The parent should have said "couldn't"; the halting problem isn't an issue for most non-turing complete languages.
With svg, I think it's fair to say that the halting problem is solvable trivially: every svg program halts. Any language which has a trivial solution to the halting problem is not turing complete. That's the point the parent comment is trying to make I believe.
I meant to say "could", but referred to the halting problem of turing machines.
The browser can clearly decide whether an arbitrary SVG program halts (the answer is always "yes").
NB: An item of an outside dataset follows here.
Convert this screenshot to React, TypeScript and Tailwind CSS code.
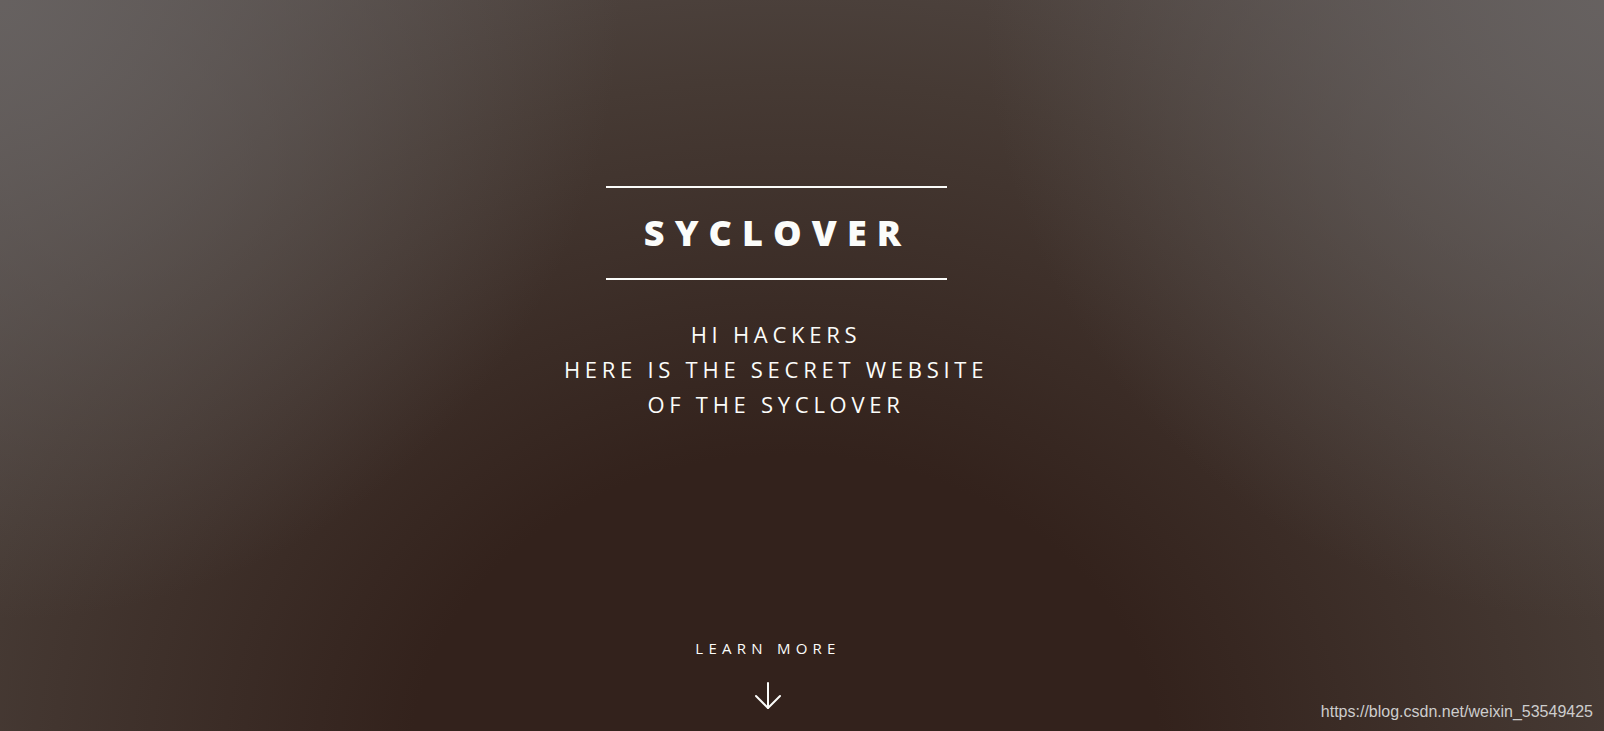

If you can reduce every turing machine M to an SVG image so that they are semantically equivalent, but can decide for every SVG program whether it halts, your reduction must be uncomputable as your SVG interpretation could otherwise solve the halting problem.
However, the authors reduction is clearly computable for a given TM/CA rule, so something is wrong here.
At this point we're agreeing about everything except "could" vs "couldn't"
You wrote "I don't see why a ... SVG interpreter could solve the halting problem using this..."
The "don't" and "could" imply that given this, an svg interpreter could not solve the halting problem, and thus can't give an answer of "yes".
I was saying you want either "I don't see why it couldn't" (a double negative to say that it could), or "I think an svg program could (removing the "don't").
I'm being incredibly pedantic here, yes. I think we're both on the same page, and you just flipped your thoughts from a double negative sentence to a single positive thought, but didn't fixup the part you had already written.
If SVG were actually Turing complete, that would be a serious bug in the SVG spec, since it would be possible for the SVG layout algorithm to never terminate.
Unfortunate about the performance. A side question I have is whether or not this is Turing complete given the lack of looping and recursion possible (at least in this example). The author defines each iteration 'manually.'
I won't accuse them of doing it on purpose when many other people have made essentially the same claim. "Turing complete" is a somewhat vague term that is tricky to evaluate in certain contexts.
It is mentioned that they intend to demonstrate this using feComposite in the source code.
There are bits and pieces of how one would prove TC for SVG.
A first step, would be identifying basic operations, as they have done. The next step would be compiling to a tag system, and simulate cyclic tag behavior.
It is expressed elsewhere that the lack of loops would exempt TC. Perhaps it can still be argued through DOM manipulation.